---------- SUPPLIED DATA

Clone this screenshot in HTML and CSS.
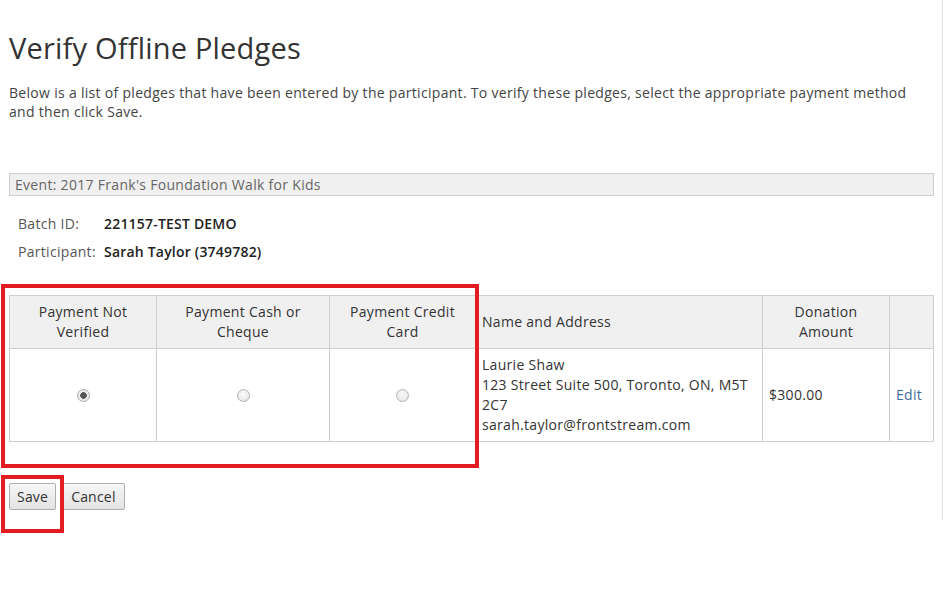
FILE: index.html
```html
<!DOCTYPE html>
<html>
<head>
<meta charset="utf-8">
<link rel="stylesheet" href="styles.css">
</head>
<body>
<div class="page">
  <h1 class="title">Verify Offline Pledges</h1>
  <p class="intro">Below is a list of pledges that have been entered by the participant. To verify these pledges, select the appropriate payment method and then click Save.</p>
  <div class="event">Event: 2017 Frank's Foundation Walk for Kids</div>
  <div class="info">
    <div class="info-row"><span class="label">Batch ID:</span><span class="value">221157-TEST DEMO</span></div>
    <div class="info-row"><span class="label">Participant:</span><span class="value">Sarah Taylor (3749782)</span></div>
  </div>
  <div class="table-wrap">
    <table class="pledges">
      <colgroup>
        <col class="c1"><col class="c2"><col class="c3"><col class="c4"><col class="c5"><col class="c6">
      </colgroup>
      <thead>
        <tr>
          <th>Payment Not<br>Verified</th>
          <th>Payment Cash or<br>Cheque</th>
          <th>Payment Credit<br>Card</th>
          <th class="left">Name and Address</th>
          <th>Donation<br>Amount</th>
          <th></th>
        </tr>
      </thead>
      <tbody>
        <tr>
          <td class="center"><span class="radio checked"></span></td>
          <td class="center"><span class="radio"></span></td>
          <td class="center"><span class="radio"></span></td>
          <td>Laurie Shaw<br>123 Street Suite 500, Toronto, ON, M5T<br>2C7<br>sarah.taylor@frontstream.com</td>
          <td>$300.00</td>
          <td><a class="edit">Edit</a></td>
        </tr>
      </tbody>
    </table>
    <div class="mark mark-table"></div>
  </div>
  <div class="actions">
    <button class="btn btn-save">Save</button>
    <button class="btn btn-cancel">Cancel</button>
    <div class="mark mark-save"></div>
  </div>
</div>
</body>
</html>
```
FILE: styles.css
```css
html, body {
  margin: 0;
  padding: 0;
  background: #fff;
}
body {
  font-family: "Open Sans", "DejaVu Sans", sans-serif;
  font-size: 14px;
  letter-spacing: 0.3px;
  color: #333;
  min-height: 591px;
}
.page {
  width: 933px;
  padding-left: 9px;
  position: relative;
}
.page::after {
  content: "";
  position: absolute;
  top: 0;
  right: -1px;
  width: 1px;
  height: 520px;
  background: #e2e2e2;
}
.title {
  margin: 0;
  padding-top: 28px;
  font-size: 29px;
  font-weight: normal;
  line-height: 40px;
  color: #333;
  letter-spacing: 0.2px;
}
.intro {
  margin: 15px 0 0 0;
  line-height: 19px;
  color: #444;
  width: 915px;
}
.event {
  margin-top: 52px;
  width: 918px;
  height: 21px;
  line-height: 21px;
  background: #f0f0f0;
  border: 1px solid #cfcfcf;
  color: #666;
  padding-left: 5px;
}
.info {
  margin-top: 14px;
  padding-left: 9px;
}
.info-row {
  display: flex;
  height: 28px;
  line-height: 28px;
  color: #555;
}
.label {
  width: 86px;
}
.value {
  color: #222;
  font-weight: 600;
  letter-spacing: 0.2px;
}
.table-wrap {
  margin-top: 29px;
  position: relative;
}
.pledges {
  border-collapse: collapse;
  width: 924px;
  table-layout: fixed;
}
.c1 { width: 147px; }
.c2 { width: 173px; }
.c3 { width: 146px; }
.c4 { width: 287px; }
.c5 { width: 127px; }
.c6 { width: 44px; }
.pledges th, .pledges td {
  border: 1px solid #cfcfcf;
  line-height: 20px;
  padding: 6px 6px;
  vertical-align: middle;
  color: #333;
}
.pledges th {
  background: #f0f0f0;
  font-weight: normal;
  text-align: center;
  height: 40px;
}
.pledges th.left { text-align: left; }
.pledges td { height: 80px; }
.pledges td.center { text-align: center; }
.radio {
  display: inline-block;
  width: 11px;
  height: 11px;
  border-radius: 50%;
  border: 1px solid #b5b5b5;
  background: radial-gradient(circle at 50% 40%, #fafafa 0%, #e2e2e2 100%);
  vertical-align: middle;
  position: relative;
  top: -1px;
}
.radio.checked {
  background: radial-gradient(circle, #555 0, #555 3px, #e8e8e8 3.6px, #f5f5f5 100%);
  border-color: #a8a8a8;
}
.edit {
  color: #3f6d9b;
  text-decoration: none;
}
.mark {
  position: absolute;
  border: 4px solid #e31c23;
  box-sizing: border-box;
  pointer-events: none;
}
.mark-table {
  left: -8px;
  top: -11px;
  width: 478px;
  height: 184px;
}
.actions {
  margin-top: 41px;
  position: relative;
  display: flex;
  gap: 6px;
}
.btn {
  font-family: "Open Sans", "DejaVu Sans", sans-serif;
  font-size: 14px;
  letter-spacing: 0.2px;
  color: #333;
  height: 27px;
  padding: 0 7px;
  border: 1px solid #adadad;
  border-radius: 2px;
  background: linear-gradient(#f6f6f6, #e3e3e3);
  line-height: 23px;
}
.btn-cancel {
  padding: 0 8px;
}
.mark-save {
  left: -8px;
  top: -8px;
  width: 63px;
  height: 58px;
}
```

--------------------

▶ [WORK TO COMPLETE]
Reproduce the full listing above verbatim, with no pictures included.

▶ [EXERCISE RESPONSE]
Clone this screenshot in HTML and CSS.
FILE: index.html
```html
<!DOCTYPE html>
<html>
<head>
<meta charset="utf-8">
<link rel="stylesheet" href="styles.css">
</head>
<body>
<div class="page">
  <h1 class="title">Verify Offline Pledges</h1>
  <p class="intro">Below is a list of pledges that have been entered by the participant. To verify these pledges, select the appropriate payment method and then click Save.</p>
  <div class="event">Event: 2017 Frank's Foundation Walk for Kids</div>
  <div class="info">
    <div class="info-row"><span class="label">Batch ID:</span><span class="value">221157-TEST DEMO</span></div>
    <div class="info-row"><span class="label">Participant:</span><span class="value">Sarah Taylor (3749782)</span></div>
  </div>
  <div class="table-wrap">
    <table class="pledges">
      <colgroup>
        <col class="c1"><col class="c2"><col class="c3"><col class="c4"><col class="c5"><col class="c6">
      </colgroup>
      <thead>
        <tr>
          <th>Payment Not<br>Verified</th>
          <th>Payment Cash or<br>Cheque</th>
          <th>Payment Credit<br>Card</th>
          <th class="left">Name and Address</th>
          <th>Donation<br>Amount</th>
          <th></th>
        </tr>
      </thead>
      <tbody>
        <tr>
          <td class="center"><span class="radio checked"></span></td>
          <td class="center"><span class="radio"></span></td>
          <td class="center"><span class="radio"></span></td>
          <td>Laurie Shaw<br>123 Street Suite 500, Toronto, ON, M5T<br>2C7<br>sarah.taylor@frontstream.com</td>
          <td>$300.00</td>
          <td><a class="edit">Edit</a></td>
        </tr>
      </tbody>
    </table>
    <div class="mark mark-table"></div>
  </div>
  <div class="actions">
    <button class="btn btn-save">Save</button>
    <button class="btn btn-cancel">Cancel</button>
    <div class="mark mark-save"></div>
  </div>
</div>
</body>
</html>
```
FILE: styles.css
```css
html, body {
  margin: 0;
  padding: 0;
  background: #fff;
}
body {
  font-family: "Open Sans", "DejaVu Sans", sans-serif;
  font-size: 14px;
  letter-spacing: 0.3px;
  color: #333;
  min-height: 591px;
}
.page {
  width: 933px;
  padding-left: 9px;
  position: relative;
}
.page::after {
  content: "";
  position: absolute;
  top: 0;
  right: -1px;
  width: 1px;
  height: 520px;
  background: #e2e2e2;
}
.title {
  margin: 0;
  padding-top: 28px;
  font-size: 29px;
  font-weight: normal;
  line-height: 40px;
  color: #333;
  letter-spacing: 0.2px;
}
.intro {
  margin: 15px 0 0 0;
  line-height: 19px;
  color: #444;
  width: 915px;
}
.event {
  margin-top: 52px;
  width: 918px;
  height: 21px;
  line-height: 21px;
  background: #f0f0f0;
  border: 1px solid #cfcfcf;
  color: #666;
  padding-left: 5px;
}
.info {
  margin-top: 14px;
  padding-left: 9px;
}
.info-row {
  display: flex;
  height: 28px;
  line-height: 28px;
  color: #555;
}
.label {
  width: 86px;
}
.value {
  color: #222;
  font-weight: 600;
  letter-spacing: 0.2px;
}
.table-wrap {
  margin-top: 29px;
  position: relative;
}
.pledges {
  border-collapse: collapse;
  width: 924px;
  table-layout: fixed;
}
.c1 { width: 147px; }
.c2 { width: 173px; }
.c3 { width: 146px; }
.c4 { width: 287px; }
.c5 { width: 127px; }
.c6 { width: 44px; }
.pledges th, .pledges td {
  border: 1px solid #cfcfcf;
  line-height: 20px;
  padding: 6px 6px;
  vertical-align: middle;
  color: #333;
}
.pledges th {
  background: #f0f0f0;
  font-weight: normal;
  text-align: center;
  height: 40px;
}
.pledges th.left { text-align: left; }
.pledges td { height: 80px; }
.pledges td.center { text-align: center; }
.radio {
  display: inline-block;
  width: 11px;
  height: 11px;
  border-radius: 50%;
  border: 1px solid #b5b5b5;
  background: radial-gradient(circle at 50% 40%, #fafafa 0%, #e2e2e2 100%);
  vertical-align: middle;
  position: relative;
  top: -1px;
}
.radio.checked {
  background: radial-gradient(circle, #555 0, #555 3px, #e8e8e8 3.6px, #f5f5f5 100%);
  border-color: #a8a8a8;
}
.edit {
  color: #3f6d9b;
  text-decoration: none;
}
.mark {
  position: absolute;
  border: 4px solid #e31c23;
  box-sizing: border-box;
  pointer-events: none;
}
.mark-table {
  left: -8px;
  top: -11px;
  width: 478px;
  height: 184px;
}
.actions {
  margin-top: 41px;
  position: relative;
  display: flex;
  gap: 6px;
}
.btn {
  font-family: "Open Sans", "DejaVu Sans", sans-serif;
  font-size: 14px;
  letter-spacing: 0.2px;
  color: #333;
  height: 27px;
  padding: 0 7px;
  border: 1px solid #adadad;
  border-radius: 2px;
  background: linear-gradient(#f6f6f6, #e3e3e3);
  line-height: 23px;
}
.btn-cancel {
  padding: 0 8px;
}
.mark-save {
  left: -8px;
  top: -8px;
  width: 63px;
  height: 58px;
}
```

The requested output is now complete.